▶ SET PROBLEM: Go through the entries below and count the lines holding the word "components". Reply with only the number, please.

═════ DATASET CONTENT

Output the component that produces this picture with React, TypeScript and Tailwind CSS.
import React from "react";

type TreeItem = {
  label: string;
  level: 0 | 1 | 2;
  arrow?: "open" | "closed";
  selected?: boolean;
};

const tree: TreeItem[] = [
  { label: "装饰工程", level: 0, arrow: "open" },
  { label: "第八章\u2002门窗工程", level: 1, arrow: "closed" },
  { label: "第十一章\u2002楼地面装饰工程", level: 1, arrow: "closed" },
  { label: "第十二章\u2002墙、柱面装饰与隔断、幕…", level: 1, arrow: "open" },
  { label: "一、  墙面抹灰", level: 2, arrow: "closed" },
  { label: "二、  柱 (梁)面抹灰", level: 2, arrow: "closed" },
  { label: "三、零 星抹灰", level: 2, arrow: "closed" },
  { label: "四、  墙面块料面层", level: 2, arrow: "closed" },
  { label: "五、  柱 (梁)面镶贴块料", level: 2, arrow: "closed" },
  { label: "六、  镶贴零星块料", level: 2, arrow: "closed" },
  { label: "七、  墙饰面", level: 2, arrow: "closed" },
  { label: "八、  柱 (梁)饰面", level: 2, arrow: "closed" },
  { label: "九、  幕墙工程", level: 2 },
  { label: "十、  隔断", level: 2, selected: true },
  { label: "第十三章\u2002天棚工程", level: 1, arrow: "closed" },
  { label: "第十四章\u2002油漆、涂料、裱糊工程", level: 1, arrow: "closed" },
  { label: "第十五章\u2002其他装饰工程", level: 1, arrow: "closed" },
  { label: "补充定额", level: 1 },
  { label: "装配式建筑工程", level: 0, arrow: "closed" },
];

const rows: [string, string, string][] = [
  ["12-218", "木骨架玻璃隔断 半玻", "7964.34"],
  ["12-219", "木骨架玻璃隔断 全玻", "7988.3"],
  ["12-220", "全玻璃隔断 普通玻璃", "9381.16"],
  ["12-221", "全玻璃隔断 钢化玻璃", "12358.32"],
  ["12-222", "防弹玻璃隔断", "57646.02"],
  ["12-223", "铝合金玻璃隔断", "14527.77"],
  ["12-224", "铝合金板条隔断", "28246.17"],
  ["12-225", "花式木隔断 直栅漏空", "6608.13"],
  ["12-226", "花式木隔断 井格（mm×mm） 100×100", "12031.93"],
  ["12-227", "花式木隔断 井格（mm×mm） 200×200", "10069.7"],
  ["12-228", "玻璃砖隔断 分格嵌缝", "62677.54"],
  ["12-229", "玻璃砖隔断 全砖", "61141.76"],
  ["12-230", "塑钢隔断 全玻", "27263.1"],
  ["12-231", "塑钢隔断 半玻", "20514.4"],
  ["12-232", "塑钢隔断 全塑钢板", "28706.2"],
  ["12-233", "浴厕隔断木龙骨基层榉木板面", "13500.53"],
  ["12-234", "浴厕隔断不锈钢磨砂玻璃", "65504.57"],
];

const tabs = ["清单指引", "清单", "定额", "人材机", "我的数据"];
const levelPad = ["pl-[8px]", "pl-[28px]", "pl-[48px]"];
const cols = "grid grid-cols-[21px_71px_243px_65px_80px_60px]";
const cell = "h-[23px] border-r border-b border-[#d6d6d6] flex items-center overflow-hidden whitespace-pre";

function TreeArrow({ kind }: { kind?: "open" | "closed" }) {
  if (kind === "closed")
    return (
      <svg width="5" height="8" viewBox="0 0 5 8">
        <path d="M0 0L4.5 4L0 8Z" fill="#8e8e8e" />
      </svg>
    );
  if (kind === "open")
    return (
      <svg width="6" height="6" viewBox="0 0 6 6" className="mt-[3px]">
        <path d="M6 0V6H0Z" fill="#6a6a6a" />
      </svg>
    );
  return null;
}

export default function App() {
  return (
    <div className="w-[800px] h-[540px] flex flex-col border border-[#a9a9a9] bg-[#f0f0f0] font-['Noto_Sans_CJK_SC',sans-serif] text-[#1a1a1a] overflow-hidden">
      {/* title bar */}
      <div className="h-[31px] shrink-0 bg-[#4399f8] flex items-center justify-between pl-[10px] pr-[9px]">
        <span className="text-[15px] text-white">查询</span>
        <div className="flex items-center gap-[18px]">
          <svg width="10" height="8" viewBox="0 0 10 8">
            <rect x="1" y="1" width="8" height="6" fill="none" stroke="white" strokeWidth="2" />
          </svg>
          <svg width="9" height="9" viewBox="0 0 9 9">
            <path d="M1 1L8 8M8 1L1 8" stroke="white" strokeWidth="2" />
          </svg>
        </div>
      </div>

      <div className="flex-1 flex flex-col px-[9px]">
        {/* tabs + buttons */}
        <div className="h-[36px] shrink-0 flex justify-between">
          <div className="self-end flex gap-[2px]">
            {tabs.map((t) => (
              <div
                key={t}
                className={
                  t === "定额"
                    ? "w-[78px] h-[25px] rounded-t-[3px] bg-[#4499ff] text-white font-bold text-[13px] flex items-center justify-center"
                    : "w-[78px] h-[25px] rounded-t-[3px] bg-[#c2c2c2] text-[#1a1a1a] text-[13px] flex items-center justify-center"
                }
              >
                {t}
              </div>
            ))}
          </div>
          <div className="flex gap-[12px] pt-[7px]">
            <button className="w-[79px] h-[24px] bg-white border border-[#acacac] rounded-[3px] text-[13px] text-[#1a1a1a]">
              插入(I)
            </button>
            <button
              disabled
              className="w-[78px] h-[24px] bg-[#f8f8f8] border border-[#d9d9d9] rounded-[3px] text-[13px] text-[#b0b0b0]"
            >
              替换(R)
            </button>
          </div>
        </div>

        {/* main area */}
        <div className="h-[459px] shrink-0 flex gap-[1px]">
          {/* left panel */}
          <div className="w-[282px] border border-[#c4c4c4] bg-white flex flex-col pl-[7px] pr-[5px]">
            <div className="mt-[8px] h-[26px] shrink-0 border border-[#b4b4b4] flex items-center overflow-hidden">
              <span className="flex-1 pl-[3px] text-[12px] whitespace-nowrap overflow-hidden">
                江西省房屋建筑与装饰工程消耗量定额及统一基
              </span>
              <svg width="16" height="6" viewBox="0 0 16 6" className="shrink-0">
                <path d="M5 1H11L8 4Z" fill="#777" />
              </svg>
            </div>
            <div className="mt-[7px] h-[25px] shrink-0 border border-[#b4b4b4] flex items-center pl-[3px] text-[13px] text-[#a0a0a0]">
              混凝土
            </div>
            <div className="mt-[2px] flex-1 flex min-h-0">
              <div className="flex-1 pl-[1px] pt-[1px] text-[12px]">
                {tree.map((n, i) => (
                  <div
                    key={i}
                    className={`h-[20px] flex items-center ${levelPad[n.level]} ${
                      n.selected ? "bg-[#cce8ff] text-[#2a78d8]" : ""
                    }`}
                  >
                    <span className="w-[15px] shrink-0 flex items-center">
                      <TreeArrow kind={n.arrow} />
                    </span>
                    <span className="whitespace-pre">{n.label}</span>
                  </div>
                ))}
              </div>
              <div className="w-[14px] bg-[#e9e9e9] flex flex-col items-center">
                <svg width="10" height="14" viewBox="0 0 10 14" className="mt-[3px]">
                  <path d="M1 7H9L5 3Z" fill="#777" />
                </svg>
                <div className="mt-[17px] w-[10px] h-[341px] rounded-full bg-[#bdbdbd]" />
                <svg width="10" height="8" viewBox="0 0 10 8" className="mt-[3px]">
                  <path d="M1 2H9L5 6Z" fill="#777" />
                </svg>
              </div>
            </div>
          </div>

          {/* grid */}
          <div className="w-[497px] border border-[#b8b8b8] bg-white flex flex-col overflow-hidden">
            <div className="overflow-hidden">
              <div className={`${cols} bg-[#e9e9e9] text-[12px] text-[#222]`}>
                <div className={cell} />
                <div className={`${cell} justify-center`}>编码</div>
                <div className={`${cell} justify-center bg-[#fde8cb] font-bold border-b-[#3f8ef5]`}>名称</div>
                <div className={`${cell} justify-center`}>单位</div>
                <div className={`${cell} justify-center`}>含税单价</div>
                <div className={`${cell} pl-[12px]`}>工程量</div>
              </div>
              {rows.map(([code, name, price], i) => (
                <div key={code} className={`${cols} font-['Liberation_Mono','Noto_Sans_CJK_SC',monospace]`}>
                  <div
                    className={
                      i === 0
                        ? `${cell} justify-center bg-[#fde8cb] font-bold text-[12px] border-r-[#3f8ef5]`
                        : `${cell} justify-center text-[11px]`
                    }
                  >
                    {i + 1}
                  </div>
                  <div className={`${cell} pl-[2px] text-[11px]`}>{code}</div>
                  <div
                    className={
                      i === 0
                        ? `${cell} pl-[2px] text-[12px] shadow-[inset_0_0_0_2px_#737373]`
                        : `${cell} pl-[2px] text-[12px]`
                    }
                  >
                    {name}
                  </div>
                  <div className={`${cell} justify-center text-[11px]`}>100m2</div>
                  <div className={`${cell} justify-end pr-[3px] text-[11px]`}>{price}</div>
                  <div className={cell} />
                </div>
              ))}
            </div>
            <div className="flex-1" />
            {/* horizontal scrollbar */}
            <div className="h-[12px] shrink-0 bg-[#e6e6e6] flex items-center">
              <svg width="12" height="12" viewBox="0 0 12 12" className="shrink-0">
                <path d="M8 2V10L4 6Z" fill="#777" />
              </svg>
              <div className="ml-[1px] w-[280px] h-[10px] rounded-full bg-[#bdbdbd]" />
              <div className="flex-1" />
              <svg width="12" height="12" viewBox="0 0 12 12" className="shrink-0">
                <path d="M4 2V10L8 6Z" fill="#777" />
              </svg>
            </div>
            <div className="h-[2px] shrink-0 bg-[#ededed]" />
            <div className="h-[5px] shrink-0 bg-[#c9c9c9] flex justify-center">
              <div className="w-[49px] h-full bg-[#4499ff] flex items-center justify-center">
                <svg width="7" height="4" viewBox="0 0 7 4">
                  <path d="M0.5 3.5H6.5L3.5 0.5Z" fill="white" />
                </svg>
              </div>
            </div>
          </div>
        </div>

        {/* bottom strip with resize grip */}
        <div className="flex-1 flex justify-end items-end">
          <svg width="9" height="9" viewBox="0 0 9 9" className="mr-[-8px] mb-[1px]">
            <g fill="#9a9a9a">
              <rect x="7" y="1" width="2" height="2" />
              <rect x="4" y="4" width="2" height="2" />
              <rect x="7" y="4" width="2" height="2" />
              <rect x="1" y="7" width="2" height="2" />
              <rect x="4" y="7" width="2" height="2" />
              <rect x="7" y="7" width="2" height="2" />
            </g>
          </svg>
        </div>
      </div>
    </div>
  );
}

══════════
═════ DATASET CONTENT

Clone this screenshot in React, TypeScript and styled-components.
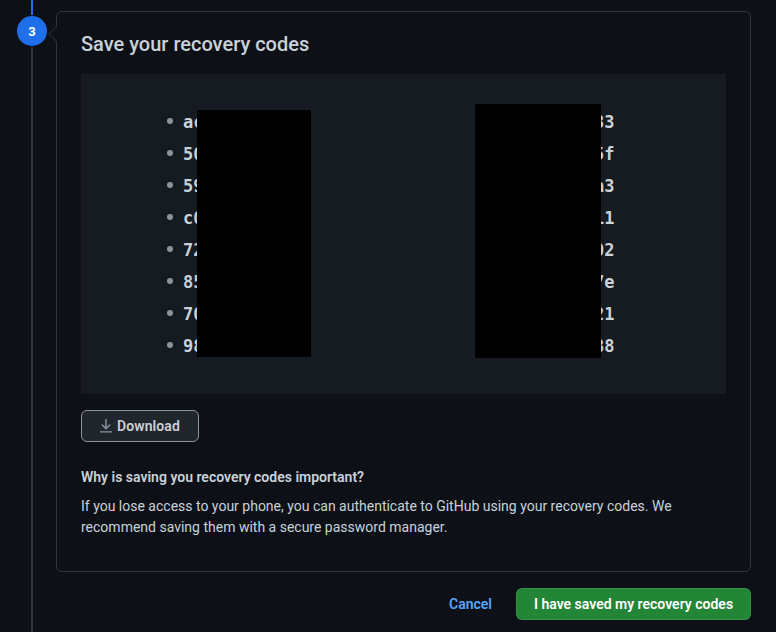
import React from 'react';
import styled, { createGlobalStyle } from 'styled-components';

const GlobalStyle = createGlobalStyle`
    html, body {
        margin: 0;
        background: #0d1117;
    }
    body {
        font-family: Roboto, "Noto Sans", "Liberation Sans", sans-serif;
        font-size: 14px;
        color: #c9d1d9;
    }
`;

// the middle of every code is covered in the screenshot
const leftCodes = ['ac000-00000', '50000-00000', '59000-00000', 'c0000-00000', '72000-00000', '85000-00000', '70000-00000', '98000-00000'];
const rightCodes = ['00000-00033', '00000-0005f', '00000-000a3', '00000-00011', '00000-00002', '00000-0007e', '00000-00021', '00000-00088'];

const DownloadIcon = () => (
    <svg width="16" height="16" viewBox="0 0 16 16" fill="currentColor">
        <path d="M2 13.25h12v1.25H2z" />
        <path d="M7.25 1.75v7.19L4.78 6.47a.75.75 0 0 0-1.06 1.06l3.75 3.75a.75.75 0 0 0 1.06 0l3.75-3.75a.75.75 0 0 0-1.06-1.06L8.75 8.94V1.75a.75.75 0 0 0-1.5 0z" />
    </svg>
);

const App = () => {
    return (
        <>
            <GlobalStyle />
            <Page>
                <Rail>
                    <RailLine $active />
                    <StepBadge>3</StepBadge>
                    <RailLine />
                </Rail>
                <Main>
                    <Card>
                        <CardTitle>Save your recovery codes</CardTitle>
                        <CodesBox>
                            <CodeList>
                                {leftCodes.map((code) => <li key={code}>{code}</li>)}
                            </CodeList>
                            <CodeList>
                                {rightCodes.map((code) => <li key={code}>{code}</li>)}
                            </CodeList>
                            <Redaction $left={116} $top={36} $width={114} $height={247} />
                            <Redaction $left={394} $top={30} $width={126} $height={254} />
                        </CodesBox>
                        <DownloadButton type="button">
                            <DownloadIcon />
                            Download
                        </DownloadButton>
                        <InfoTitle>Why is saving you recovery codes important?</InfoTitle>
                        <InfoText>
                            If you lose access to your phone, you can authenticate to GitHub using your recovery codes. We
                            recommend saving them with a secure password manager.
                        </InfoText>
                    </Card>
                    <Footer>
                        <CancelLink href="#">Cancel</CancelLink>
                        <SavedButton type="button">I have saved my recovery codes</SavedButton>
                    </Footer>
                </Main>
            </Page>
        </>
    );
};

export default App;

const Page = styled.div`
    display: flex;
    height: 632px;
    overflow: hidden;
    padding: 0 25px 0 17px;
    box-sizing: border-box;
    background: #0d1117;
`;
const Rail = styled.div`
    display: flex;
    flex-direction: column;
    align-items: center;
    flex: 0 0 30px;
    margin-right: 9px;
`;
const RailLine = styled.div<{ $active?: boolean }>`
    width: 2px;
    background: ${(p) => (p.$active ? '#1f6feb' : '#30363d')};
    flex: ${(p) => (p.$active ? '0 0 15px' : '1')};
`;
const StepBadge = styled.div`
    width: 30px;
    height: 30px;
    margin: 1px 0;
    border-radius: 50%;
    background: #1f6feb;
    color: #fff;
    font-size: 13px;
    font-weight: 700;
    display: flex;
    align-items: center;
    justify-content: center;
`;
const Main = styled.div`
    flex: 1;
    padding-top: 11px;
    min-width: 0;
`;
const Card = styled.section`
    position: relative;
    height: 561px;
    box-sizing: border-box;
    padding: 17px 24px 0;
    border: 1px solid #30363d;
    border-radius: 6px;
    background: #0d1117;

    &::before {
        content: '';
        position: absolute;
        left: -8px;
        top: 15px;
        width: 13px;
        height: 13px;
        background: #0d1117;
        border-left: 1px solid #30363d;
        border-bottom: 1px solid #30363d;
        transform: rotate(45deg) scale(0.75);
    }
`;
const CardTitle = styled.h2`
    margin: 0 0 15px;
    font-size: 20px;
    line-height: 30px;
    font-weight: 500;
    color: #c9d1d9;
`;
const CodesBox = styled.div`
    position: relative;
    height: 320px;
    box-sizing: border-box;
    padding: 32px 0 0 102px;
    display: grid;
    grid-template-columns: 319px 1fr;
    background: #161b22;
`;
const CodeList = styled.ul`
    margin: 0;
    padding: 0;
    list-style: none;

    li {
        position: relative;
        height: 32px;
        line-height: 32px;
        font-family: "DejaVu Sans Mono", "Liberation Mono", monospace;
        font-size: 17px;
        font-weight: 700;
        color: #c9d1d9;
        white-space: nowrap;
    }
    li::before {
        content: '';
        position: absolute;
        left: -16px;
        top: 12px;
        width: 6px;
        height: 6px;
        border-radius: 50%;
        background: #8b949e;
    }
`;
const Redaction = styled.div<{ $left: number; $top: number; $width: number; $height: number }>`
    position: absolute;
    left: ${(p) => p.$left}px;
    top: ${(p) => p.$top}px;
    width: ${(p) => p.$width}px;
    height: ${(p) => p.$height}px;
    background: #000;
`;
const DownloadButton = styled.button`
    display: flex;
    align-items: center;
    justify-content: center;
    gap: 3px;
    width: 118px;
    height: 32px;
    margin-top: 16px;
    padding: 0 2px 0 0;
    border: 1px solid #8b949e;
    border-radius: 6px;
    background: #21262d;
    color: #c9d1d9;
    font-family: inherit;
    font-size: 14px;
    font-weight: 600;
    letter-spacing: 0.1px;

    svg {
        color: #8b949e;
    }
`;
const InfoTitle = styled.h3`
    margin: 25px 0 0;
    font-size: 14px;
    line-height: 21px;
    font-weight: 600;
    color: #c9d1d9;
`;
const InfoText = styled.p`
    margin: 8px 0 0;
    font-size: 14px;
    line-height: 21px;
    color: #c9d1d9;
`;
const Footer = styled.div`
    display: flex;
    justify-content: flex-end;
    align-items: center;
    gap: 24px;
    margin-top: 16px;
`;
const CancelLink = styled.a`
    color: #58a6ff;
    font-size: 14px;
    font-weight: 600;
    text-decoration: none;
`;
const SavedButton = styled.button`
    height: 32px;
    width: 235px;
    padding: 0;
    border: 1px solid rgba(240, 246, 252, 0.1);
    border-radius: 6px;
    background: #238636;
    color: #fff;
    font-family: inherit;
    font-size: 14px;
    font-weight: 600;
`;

══════════

▶ SOLUTION TO THIS EXERCISE: 2